Visual Arts Reviews
Luis Jacob: A Dance… and Other Works
At the Morris and Helen Belkin Art Gallery until December 2
On a chilly day in a snow-covered park, performance artist Keith Cole dances in solitude and silence. Costumed in a fur hat, woollen body suit, and long black skirt, he executes an enigmatic series of movements. He bends, sways, stalks, kneels, sweeps his arms across the snow, and whips a pair of T-shirts around like signal flags. On either side of his image, which is projected onto a wall of the gallery, video monitors show two women signing in different languages of the deaf. Their gesticulations knit into Cole's and, like his, seem to describe a mysterious narrative.
The title of Luis Jacob's recent video installation, A Dance for Those of Us Whose Hearts Have Turned to Ice, Based on the Choreography of Françoise Sullivan and the Sculpture of Barbara Hepworth (With Sign-Language Supplement), might well function as the work's story line. So might an accompanying brochure, available in a reading area. This small publication is filled with quotes, mostly dating back to the 1940s, from Quebec dance artist Sullivan, British modernist sculptor Hepworth, British art historian and critic Herbert Read, and revolutionary Quebec painter Paul-Emile Borduas. Their quotes are the words being signed in the three-channel video.
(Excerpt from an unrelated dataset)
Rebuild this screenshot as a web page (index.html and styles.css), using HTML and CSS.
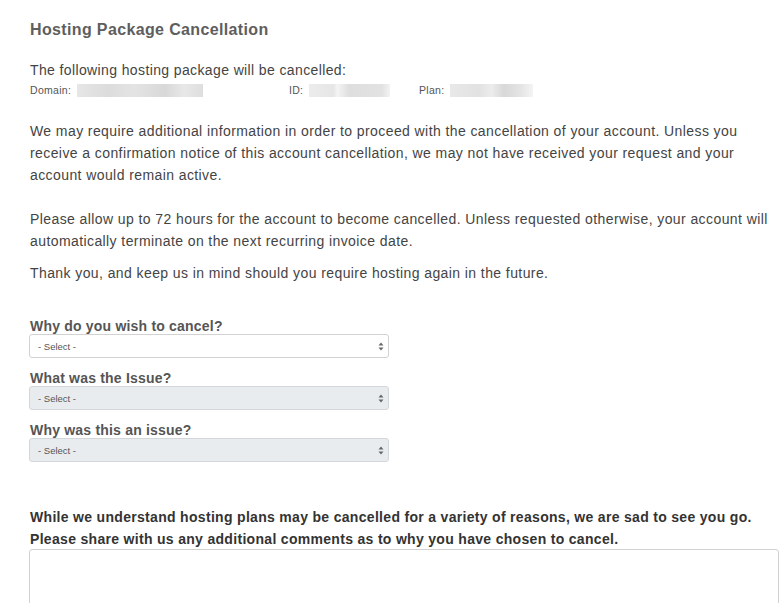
FILE: index.html
```html
<!DOCTYPE html>
<html>
<head>
<meta charset="utf-8">
<link rel="stylesheet" href="styles.css">
</head>
<body>
<div class="page">
  <h1 class="title">Hosting Package Cancellation</h1>
  <p class="intro">The following hosting package will be cancelled:</p>
  <div class="meta">
    <span class="meta-item meta-domain"><span class="meta-label">Domain:</span><span class="blur blur-domain"></span></span>
    <span class="meta-item meta-id"><span class="meta-label">ID:</span><span class="blur blur-id"></span></span>
    <span class="meta-item meta-plan"><span class="meta-label">Plan:</span><span class="blur blur-plan"></span></span>
  </div>
  <p class="text first">We may require additional information in order to proceed with the cancellation of your account. Unless you receive a confirmation notice of this account cancellation, we may not have received your request and your account would remain active.</p>
  <p class="text second">Please allow up to 72 hours for the account to become cancelled. Unless requested otherwise, your account will automatically terminate on the next recurring invoice date.</p>
  <p class="text third">Thank you, and keep us in mind should you require hosting again in the future.</p>

  <div class="form">
    <div class="field">
      <label class="label">Why do you wish to cancel?</label>
      <div class="select">
        <span>- Select -</span>
        <svg class="arrows" width="6" height="9" viewBox="0 0 6 9"><path d="M3 0.5 L5.5 3.5 H0.5 Z M3 8.5 L5.5 5.5 H0.5 Z" fill="#666"/></svg>
      </div>
    </div>
    <div class="field">
      <label class="label">What was the Issue?</label>
      <div class="select disabled">
        <span>- Select -</span>
        <svg class="arrows" width="6" height="9" viewBox="0 0 6 9"><path d="M3 0.5 L5.5 3.5 H0.5 Z M3 8.5 L5.5 5.5 H0.5 Z" fill="#666"/></svg>
      </div>
    </div>
    <div class="field">
      <label class="label">Why was this an issue?</label>
      <div class="select disabled">
        <span>- Select -</span>
        <svg class="arrows" width="6" height="9" viewBox="0 0 6 9"><path d="M3 0.5 L5.5 3.5 H0.5 Z M3 8.5 L5.5 5.5 H0.5 Z" fill="#666"/></svg>
      </div>
    </div>
  </div>

  <p class="comments">While we understand hosting plans may be cancelled for a variety of reasons, we are sad to see you go. Please share with us any additional comments as to why you have chosen to cancel.</p>
  <div class="textarea"></div>
</div>
</body>
</html>
```
FILE: styles.css
```css
html, body {
  margin: 0;
  padding: 0;
  background: #fff;
}
body {
  font-family: "Liberation Sans", Arial, sans-serif;
  color: #444;
  overflow: hidden;
}
.page {
  padding: 20px 0 0 30px;
}
.title {
  margin: 0;
  font-size: 16px;
  line-height: 20px;
  font-weight: bold;
  letter-spacing: 0.36px;
  color: #5e5e5e;
}
.intro {
  margin: 20px 0 0;
  font-size: 14px;
  line-height: 20px;
  letter-spacing: 0.38px;
  color: #444;
}
.meta {
  display: flex;
  align-items: center;
  height: 14px;
  margin-top: 3px;
  font-size: 10.5px;
  letter-spacing: 0.3px;
  color: #555;
}
.meta-item {
  display: flex;
  align-items: center;
  gap: 6px;
}
.meta-domain { width: 259px; }
.meta-id { width: 130px; }
.blur {
  display: inline-block;
  height: 13px;
}
.blur-domain {
  width: 126px;
  background: linear-gradient(90deg, #e6e6e6 0%, #dcdcdc 25%, #e4e4e4 45%, #d8d8d8 70%, #e8e8e8 85%, #dedede 100%);
}
.blur-id {
  width: 81px;
  background: linear-gradient(90deg, #ececec 0%, #e6e6e6 30%, #f4f4f4 35%, #dedede 50%, #e2e2e2 90%, #f3f3f3 100%);
}
.blur-plan {
  width: 83px;
  background: linear-gradient(90deg, #e8e8e8 0%, #e2e2e2 35%, #ececec 50%, #d8d8d8 65%, #e4e4e4 85%, #f4f4f4 100%);
}
.text {
  margin: 0;
  font-size: 14px;
  line-height: 22px;
  letter-spacing: 0.41px;
  max-width: 745px;
}
.text.first { margin-top: 23px; }
.text.second { margin-top: 22px; }
.text.third { margin-top: 10px; }
.form {
  margin-top: 33px;
  display: flex;
  flex-direction: column;
  gap: 11px;
}
.field {
  display: flex;
  flex-direction: column;
}
.label {
  font-size: 14px;
  font-weight: bold;
  line-height: 18px;
  letter-spacing: 0.2px;
  color: #555;
}
.select {
  width: 360px;
  height: 24px;
  box-sizing: border-box;
  margin-left: -1px;
  margin-top: -1px;
  border: 1px solid #d2d2d2;
  border-radius: 3px;
  background: #fff;
  display: flex;
  align-items: center;
  justify-content: space-between;
  padding: 0 4px 0 8px;
  font-size: 9.5px;
  color: #555;
}
.select.disabled {
  background: #e9ecef;
  border-color: #d4d7da;
}
.comments {
  margin: 44px 0 0;
  font-size: 14px;
  line-height: 22px;
  font-weight: bold;
  letter-spacing: 0.31px;
  color: #333;
  max-width: 745px;
}
.textarea {
  margin: -1px 0 0 -1px;
  height: 80px;
  width: 750px;
  box-sizing: border-box;
  border: 1px solid #d2d2d2;
  border-radius: 3px;
}
```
Jacob, a Peruvian-Canadian artist based in Toronto, focuses on these individuals because of their eloquent commitment to anarchism, modernist idealism, and organic expression. Their philosophical positions are similar to those behind his larger body of work, as is revealed in a videotaped conversation between Jacob and Belkin director-curator Scott Watson, which plays on a monitor in a back corner of the gallery.
"Anarchism is very simple," Jacob says. "It's the idea that we're all equal." He also cites modernism's belief in art as a means of personal liberation.
Although idealism deeply informs Jacob's work, which here also includes another performance video and a 159-panel series of engrossing photomontages, passion is largely absent from A Dance…. As choreographed and performed by Cole, it is by turns poetic, frenetic, apprehensive, and supplicatory.
Whether costumed or dancing in the nude in a secondary version, Cole appears as a sweet, eccentric performer. The softness of his manner and physique perhaps suits the organic nature of the expression under scrutiny here. Still, you wonder what a sinewy, impassioned dancer such as Noam Gagnon might have made of the project.